### SHORT EXERCISE:
Without including any pictures, write out the listing below exactly.

::::::

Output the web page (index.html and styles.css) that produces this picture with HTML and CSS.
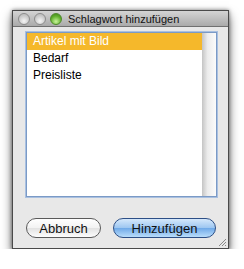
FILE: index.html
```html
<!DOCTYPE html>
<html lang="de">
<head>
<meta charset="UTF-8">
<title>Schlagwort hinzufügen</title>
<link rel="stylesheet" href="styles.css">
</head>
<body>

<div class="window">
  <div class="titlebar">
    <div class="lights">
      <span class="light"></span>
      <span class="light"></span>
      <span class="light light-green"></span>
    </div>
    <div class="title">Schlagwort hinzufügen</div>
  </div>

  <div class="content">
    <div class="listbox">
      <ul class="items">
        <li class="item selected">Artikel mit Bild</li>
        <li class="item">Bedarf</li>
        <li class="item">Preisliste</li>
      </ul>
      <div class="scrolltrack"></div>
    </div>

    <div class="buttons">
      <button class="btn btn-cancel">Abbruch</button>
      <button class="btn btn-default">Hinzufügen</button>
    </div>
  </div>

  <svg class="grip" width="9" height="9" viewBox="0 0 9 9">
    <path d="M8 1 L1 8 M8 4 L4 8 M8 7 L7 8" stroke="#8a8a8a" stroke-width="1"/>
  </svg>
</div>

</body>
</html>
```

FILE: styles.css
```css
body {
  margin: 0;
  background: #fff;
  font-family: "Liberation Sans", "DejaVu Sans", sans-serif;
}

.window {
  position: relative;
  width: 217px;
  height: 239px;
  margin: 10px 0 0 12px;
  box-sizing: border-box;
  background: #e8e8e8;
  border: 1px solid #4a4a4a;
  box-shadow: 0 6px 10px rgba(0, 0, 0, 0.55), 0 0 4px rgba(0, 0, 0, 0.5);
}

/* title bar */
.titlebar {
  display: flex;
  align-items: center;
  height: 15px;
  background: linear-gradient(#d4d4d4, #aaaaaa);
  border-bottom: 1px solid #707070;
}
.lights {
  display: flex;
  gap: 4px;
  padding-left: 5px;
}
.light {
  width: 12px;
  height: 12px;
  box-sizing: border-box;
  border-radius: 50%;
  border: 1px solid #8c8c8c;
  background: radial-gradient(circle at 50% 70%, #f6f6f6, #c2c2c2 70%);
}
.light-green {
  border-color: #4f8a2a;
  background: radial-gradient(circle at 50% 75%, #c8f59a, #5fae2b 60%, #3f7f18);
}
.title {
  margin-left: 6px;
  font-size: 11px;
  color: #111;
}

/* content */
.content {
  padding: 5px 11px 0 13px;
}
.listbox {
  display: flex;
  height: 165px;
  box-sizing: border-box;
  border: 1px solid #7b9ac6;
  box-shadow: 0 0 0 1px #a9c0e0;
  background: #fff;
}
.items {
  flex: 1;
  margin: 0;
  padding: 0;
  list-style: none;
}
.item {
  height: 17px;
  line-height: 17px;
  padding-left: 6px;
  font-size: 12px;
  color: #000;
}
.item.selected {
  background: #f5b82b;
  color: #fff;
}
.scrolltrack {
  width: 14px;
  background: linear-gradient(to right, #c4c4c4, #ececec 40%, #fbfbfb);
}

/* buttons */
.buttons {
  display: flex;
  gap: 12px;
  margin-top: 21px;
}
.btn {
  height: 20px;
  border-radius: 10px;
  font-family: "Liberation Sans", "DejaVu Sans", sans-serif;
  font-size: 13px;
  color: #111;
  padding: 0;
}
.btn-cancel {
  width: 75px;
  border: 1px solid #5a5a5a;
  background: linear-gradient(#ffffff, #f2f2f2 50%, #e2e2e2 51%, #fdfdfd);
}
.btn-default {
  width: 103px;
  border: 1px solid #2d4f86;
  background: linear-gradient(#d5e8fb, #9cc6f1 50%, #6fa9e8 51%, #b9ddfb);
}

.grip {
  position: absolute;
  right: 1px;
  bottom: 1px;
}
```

::::::

### REPLY:
Output the web page (index.html and styles.css) that produces this picture with HTML and CSS.
FILE: index.html
```html
<!DOCTYPE html>
<html lang="de">
<head>
<meta charset="UTF-8">
<title>Schlagwort hinzufügen</title>
<link rel="stylesheet" href="styles.css">
</head>
<body>

<div class="window">
  <div class="titlebar">
    <div class="lights">
      <span class="light"></span>
      <span class="light"></span>
      <span class="light light-green"></span>
    </div>
    <div class="title">Schlagwort hinzufügen</div>
  </div>

  <div class="content">
    <div class="listbox">
      <ul class="items">
        <li class="item selected">Artikel mit Bild</li>
        <li class="item">Bedarf</li>
        <li class="item">Preisliste</li>
      </ul>
      <div class="scrolltrack"></div>
    </div>

    <div class="buttons">
      <button class="btn btn-cancel">Abbruch</button>
      <button class="btn btn-default">Hinzufügen</button>
    </div>
  </div>

  <svg class="grip" width="9" height="9" viewBox="0 0 9 9">
    <path d="M8 1 L1 8 M8 4 L4 8 M8 7 L7 8" stroke="#8a8a8a" stroke-width="1"/>
  </svg>
</div>

</body>
</html>
```

FILE: styles.css
```css
body {
  margin: 0;
  background: #fff;
  font-family: "Liberation Sans", "DejaVu Sans", sans-serif;
}

.window {
  position: relative;
  width: 217px;
  height: 239px;
  margin: 10px 0 0 12px;
  box-sizing: border-box;
  background: #e8e8e8;
  border: 1px solid #4a4a4a;
  box-shadow: 0 6px 10px rgba(0, 0, 0, 0.55), 0 0 4px rgba(0, 0, 0, 0.5);
}

/* title bar */
.titlebar {
  display: flex;
  align-items: center;
  height: 15px;
  background: linear-gradient(#d4d4d4, #aaaaaa);
  border-bottom: 1px solid #707070;
}
.lights {
  display: flex;
  gap: 4px;
  padding-left: 5px;
}
.light {
  width: 12px;
  height: 12px;
  box-sizing: border-box;
  border-radius: 50%;
  border: 1px solid #8c8c8c;
  background: radial-gradient(circle at 50% 70%, #f6f6f6, #c2c2c2 70%);
}
.light-green {
  border-color: #4f8a2a;
  background: radial-gradient(circle at 50% 75%, #c8f59a, #5fae2b 60%, #3f7f18);
}
.title {
  margin-left: 6px;
  font-size: 11px;
  color: #111;
}

/* content */
.content {
  padding: 5px 11px 0 13px;
}
.listbox {
  display: flex;
  height: 165px;
  box-sizing: border-box;
  border: 1px solid #7b9ac6;
  box-shadow: 0 0 0 1px #a9c0e0;
  background: #fff;
}
.items {
  flex: 1;
  margin: 0;
  padding: 0;
  list-style: none;
}
.item {
  height: 17px;
  line-height: 17px;
  padding-left: 6px;
  font-size: 12px;
  color: #000;
}
.item.selected {
  background: #f5b82b;
  color: #fff;
}
.scrolltrack {
  width: 14px;
  background: linear-gradient(to right, #c4c4c4, #ececec 40%, #fbfbfb);
}

/* buttons */
.buttons {
  display: flex;
  gap: 12px;
  margin-top: 21px;
}
.btn {
  height: 20px;
  border-radius: 10px;
  font-family: "Liberation Sans", "DejaVu Sans", sans-serif;
  font-size: 13px;
  color: #111;
  padding: 0;
}
.btn-cancel {
  width: 75px;
  border: 1px solid #5a5a5a;
  background: linear-gradient(#ffffff, #f2f2f2 50%, #e2e2e2 51%, #fdfdfd);
}
.btn-default {
  width: 103px;
  border: 1px solid #2d4f86;
  background: linear-gradient(#d5e8fb, #9cc6f1 50%, #6fa9e8 51%, #b9ddfb);
}

.grip {
  position: absolute;
  right: 1px;
  bottom: 1px;
}
```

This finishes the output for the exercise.